Exactly repeat the material, dropping every picture from the copy.

* _SOURCE MATERIAL_:
:::::

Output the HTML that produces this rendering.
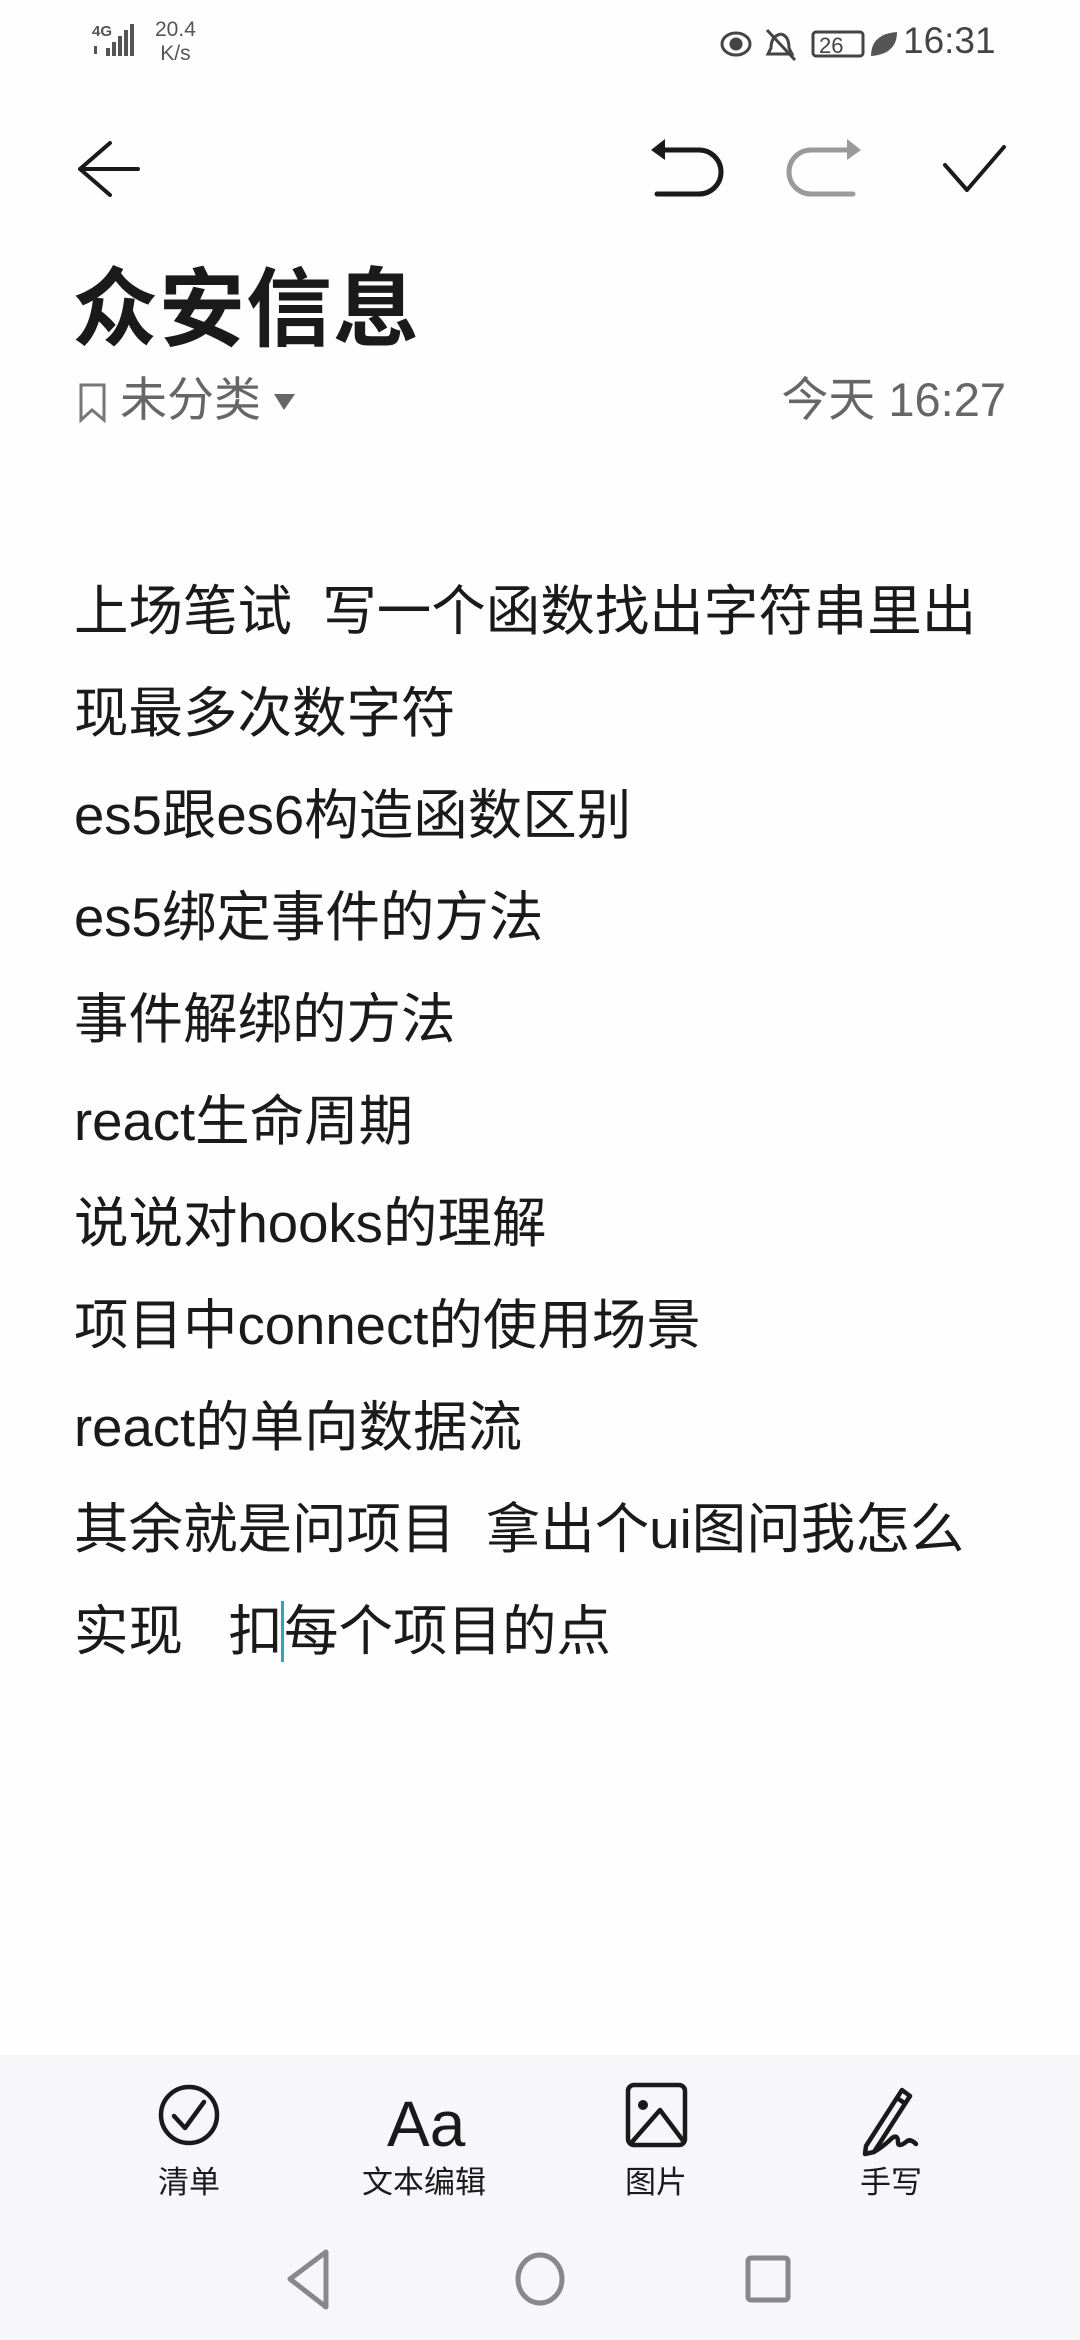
<!DOCTYPE html>
<html><head><meta charset="utf-8">
<style>
html,body{margin:0;padding:0;}
body{width:1080px;height:2340px;position:relative;background:#fefefe;overflow:hidden;font-family:"Liberation Sans","Noto Sans CJK SC",sans-serif;color:#1a1a1a;}
.abs{position:absolute;}
.body-text{position:absolute;left:74px;top:561px;font-size:54.5px;line-height:102px;white-space:pre;color:#1a1a1a;}
.toolbar{position:absolute;left:0;top:2055px;width:1080px;height:285px;background:#f7f7f9;}
.lbl{position:absolute;top:2157px;font-size:31px;width:200px;text-align:center;color:#1a1a1a;}
</style></head><body>
<!-- status bar -->
<div class="abs" style="left:92px;top:24px;font-size:15px;font-weight:bold;color:#555;line-height:15px">4G</div>
<svg class="abs" style="left:92px;top:22px" width="52" height="38">
<g fill="#555"><rect x="2" y="24" width="3" height="8"/><rect x="14" y="26" width="4" height="8"/><rect x="20" y="20" width="4" height="14"/><rect x="26" y="14" width="4" height="20"/><rect x="32" y="8" width="4" height="26"/><rect x="38" y="2" width="4" height="32"/></g></svg>
<div class="abs" style="left:155px;top:18px;font-size:21px;color:#555;line-height:24px;text-align:center">20.4<br>K/s</div>
<svg class="abs" style="left:715px;top:24px" width="200" height="40">
<g fill="none" stroke="#444" stroke-width="3"><ellipse cx="21" cy="20" rx="14" ry="11"/><circle cx="21" cy="20" r="5" fill="#444"/>
<path d="M66 10 q-10 2 -10 14 l-3 6 h24 l-3 -6 q0 -12 -8 -14 M52 6 l28 30"/>
<rect x="98" y="8" width="50" height="24" rx="3"/></g>
<text x="104" y="29" font-size="22" fill="#444" font-family="Liberation Sans">26</text>
<path d="M156 32 q0 -22 26 -24 q0 22 -26 24z" fill="#555"/></svg>
<div class="abs" style="left:903px;top:20px;font-size:37px;color:#444">16:31</div>
<!-- top bar -->
<svg class="abs" style="left:70px;top:135px" width="80" height="70"><path d="M40 8 L10 34 L40 60 M10 34 H68" fill="none" stroke="#1a1a1a" stroke-width="4" stroke-linecap="round" stroke-linejoin="round"/></svg>
<svg class="abs" style="left:645px;top:130px" width="400" height="75">
<g fill="none" stroke-width="5" stroke-linecap="round" stroke-linejoin="round">
<path d="M12 20 H54 A22 22 0 0 1 54 64 H12" stroke="#1a1a1a"/>
<path d="M208 20 H166 A22 22 0 0 0 166 64 H208" stroke="#9a9a9a"/>
<path d="M300 35 L322 60 L359 17" stroke="#1a1a1a" stroke-width="4"/></g>
<path d="M6 20 L20 9 L20 30z" fill="#1a1a1a"/><path d="M216 20 L202 9 L202 30z" fill="#9a9a9a"/></svg>
<!-- title -->
<div class="abs" style="left:72px;top:255px;font-size:86px;font-weight:bold;line-height:110px;letter-spacing:1px">众安信息</div>
<svg class="abs" style="left:78px;top:382px" width="30" height="42"><path d="M3 3 H26 V38 L14 28 L3 38z" fill="none" stroke="#777" stroke-width="3"/></svg>
<div class="abs" style="left:120px;top:370px;font-size:47px;color:#666;line-height:60px">未分类</div>
<svg class="abs" style="left:273px;top:392px" width="24" height="20"><path d="M1 2 H22 L11 18z" fill="#666"/></svg>
<div class="abs" style="right:74px;top:370px;font-size:47px;color:#666;line-height:60px">今天 16:27</div>
<!-- body -->
<div class="body-text">上场笔试  写一个函数找出字符串里出
现最多次数字符
es5跟es6构造函数区别
es5绑定事件的方法
事件解绑的方法
react生命周期
说说对hooks的理解
项目中connect的使用场景
react的单向数据流
其余就是问项目  拿出个ui图问我怎么
实现   扣<span style="border-left:3px solid #2aa6c8;margin-left:-2px"></span>每个项目的点</div>
<!-- toolbar -->
<div class="toolbar"></div>
<svg class="abs" style="left:0;top:2070px" width="1080" height="90">
<g fill="none" stroke="#1a1a1a" stroke-width="4.5" stroke-linecap="round" stroke-linejoin="round">
<circle cx="189" cy="45" r="28"/><path d="M174 46 L185 58 L204 32"/>
<rect x="628" y="15" width="57" height="60" rx="6"/><path d="M632 72 L660 40 L684 72"/>
<path d="M866 76 L902 20 L910 26 L874 82 L865 84z M903 32 L897 28"/><path d="M874 82 q10 -6 18 -14 q6 -4 6 4 q0 6 8 0 q4 -4 10 2"/></g>
<circle cx="643" cy="35" r="5" fill="#1a1a1a"/>
<text x="387" y="76" font-size="64" font-family="Liberation Sans" fill="#1a1a1a">Aa</text></svg>
<div class="lbl" style="left:89px">清单</div>
<div class="lbl" style="left:324px">文本编辑</div>
<div class="lbl" style="left:556px">图片</div>
<div class="lbl" style="left:791px">手写</div>
<!-- nav -->
<svg class="abs" style="left:0;top:2245px" width="1080" height="70">
<g fill="none" stroke="#888" stroke-width="5" stroke-linejoin="round">
<path d="M326 7 L290 34 L326 62z"/><ellipse cx="540" cy="34" rx="22" ry="24"/><rect x="748" y="13" width="40" height="42" rx="3"/></g></svg>
</body></html>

:::::

* _ANSWER IN FULL_:
Output the HTML that produces this rendering.
<!DOCTYPE html>
<html><head><meta charset="utf-8">
<style>
html,body{margin:0;padding:0;}
body{width:1080px;height:2340px;position:relative;background:#fefefe;overflow:hidden;font-family:"Liberation Sans","Noto Sans CJK SC",sans-serif;color:#1a1a1a;}
.abs{position:absolute;}
.body-text{position:absolute;left:74px;top:561px;font-size:54.5px;line-height:102px;white-space:pre;color:#1a1a1a;}
.toolbar{position:absolute;left:0;top:2055px;width:1080px;height:285px;background:#f7f7f9;}
.lbl{position:absolute;top:2157px;font-size:31px;width:200px;text-align:center;color:#1a1a1a;}
</style></head><body>
<!-- status bar -->
<div class="abs" style="left:92px;top:24px;font-size:15px;font-weight:bold;color:#555;line-height:15px">4G</div>
<svg class="abs" style="left:92px;top:22px" width="52" height="38">
<g fill="#555"><rect x="2" y="24" width="3" height="8"/><rect x="14" y="26" width="4" height="8"/><rect x="20" y="20" width="4" height="14"/><rect x="26" y="14" width="4" height="20"/><rect x="32" y="8" width="4" height="26"/><rect x="38" y="2" width="4" height="32"/></g></svg>
<div class="abs" style="left:155px;top:18px;font-size:21px;color:#555;line-height:24px;text-align:center">20.4<br>K/s</div>
<svg class="abs" style="left:715px;top:24px" width="200" height="40">
<g fill="none" stroke="#444" stroke-width="3"><ellipse cx="21" cy="20" rx="14" ry="11"/><circle cx="21" cy="20" r="5" fill="#444"/>
<path d="M66 10 q-10 2 -10 14 l-3 6 h24 l-3 -6 q0 -12 -8 -14 M52 6 l28 30"/>
<rect x="98" y="8" width="50" height="24" rx="3"/></g>
<text x="104" y="29" font-size="22" fill="#444" font-family="Liberation Sans">26</text>
<path d="M156 32 q0 -22 26 -24 q0 22 -26 24z" fill="#555"/></svg>
<div class="abs" style="left:903px;top:20px;font-size:37px;color:#444">16:31</div>
<!-- top bar -->
<svg class="abs" style="left:70px;top:135px" width="80" height="70"><path d="M40 8 L10 34 L40 60 M10 34 H68" fill="none" stroke="#1a1a1a" stroke-width="4" stroke-linecap="round" stroke-linejoin="round"/></svg>
<svg class="abs" style="left:645px;top:130px" width="400" height="75">
<g fill="none" stroke-width="5" stroke-linecap="round" stroke-linejoin="round">
<path d="M12 20 H54 A22 22 0 0 1 54 64 H12" stroke="#1a1a1a"/>
<path d="M208 20 H166 A22 22 0 0 0 166 64 H208" stroke="#9a9a9a"/>
<path d="M300 35 L322 60 L359 17" stroke="#1a1a1a" stroke-width="4"/></g>
<path d="M6 20 L20 9 L20 30z" fill="#1a1a1a"/><path d="M216 20 L202 9 L202 30z" fill="#9a9a9a"/></svg>
<!-- title -->
<div class="abs" style="left:72px;top:255px;font-size:86px;font-weight:bold;line-height:110px;letter-spacing:1px">众安信息</div>
<svg class="abs" style="left:78px;top:382px" width="30" height="42"><path d="M3 3 H26 V38 L14 28 L3 38z" fill="none" stroke="#777" stroke-width="3"/></svg>
<div class="abs" style="left:120px;top:370px;font-size:47px;color:#666;line-height:60px">未分类</div>
<svg class="abs" style="left:273px;top:392px" width="24" height="20"><path d="M1 2 H22 L11 18z" fill="#666"/></svg>
<div class="abs" style="right:74px;top:370px;font-size:47px;color:#666;line-height:60px">今天 16:27</div>
<!-- body -->
<div class="body-text">上场笔试  写一个函数找出字符串里出
现最多次数字符
es5跟es6构造函数区别
es5绑定事件的方法
事件解绑的方法
react生命周期
说说对hooks的理解
项目中connect的使用场景
react的单向数据流
其余就是问项目  拿出个ui图问我怎么
实现   扣<span style="border-left:3px solid #2aa6c8;margin-left:-2px"></span>每个项目的点</div>
<!-- toolbar -->
<div class="toolbar"></div>
<svg class="abs" style="left:0;top:2070px" width="1080" height="90">
<g fill="none" stroke="#1a1a1a" stroke-width="4.5" stroke-linecap="round" stroke-linejoin="round">
<circle cx="189" cy="45" r="28"/><path d="M174 46 L185 58 L204 32"/>
<rect x="628" y="15" width="57" height="60" rx="6"/><path d="M632 72 L660 40 L684 72"/>
<path d="M866 76 L902 20 L910 26 L874 82 L865 84z M903 32 L897 28"/><path d="M874 82 q10 -6 18 -14 q6 -4 6 4 q0 6 8 0 q4 -4 10 2"/></g>
<circle cx="643" cy="35" r="5" fill="#1a1a1a"/>
<text x="387" y="76" font-size="64" font-family="Liberation Sans" fill="#1a1a1a">Aa</text></svg>
<div class="lbl" style="left:89px">清单</div>
<div class="lbl" style="left:324px">文本编辑</div>
<div class="lbl" style="left:556px">图片</div>
<div class="lbl" style="left:791px">手写</div>
<!-- nav -->
<svg class="abs" style="left:0;top:2245px" width="1080" height="70">
<g fill="none" stroke="#888" stroke-width="5" stroke-linejoin="round">
<path d="M326 7 L290 34 L326 62z"/><ellipse cx="540" cy="34" rx="22" ry="24"/><rect x="748" y="13" width="40" height="42" rx="3"/></g></svg>
</body></html>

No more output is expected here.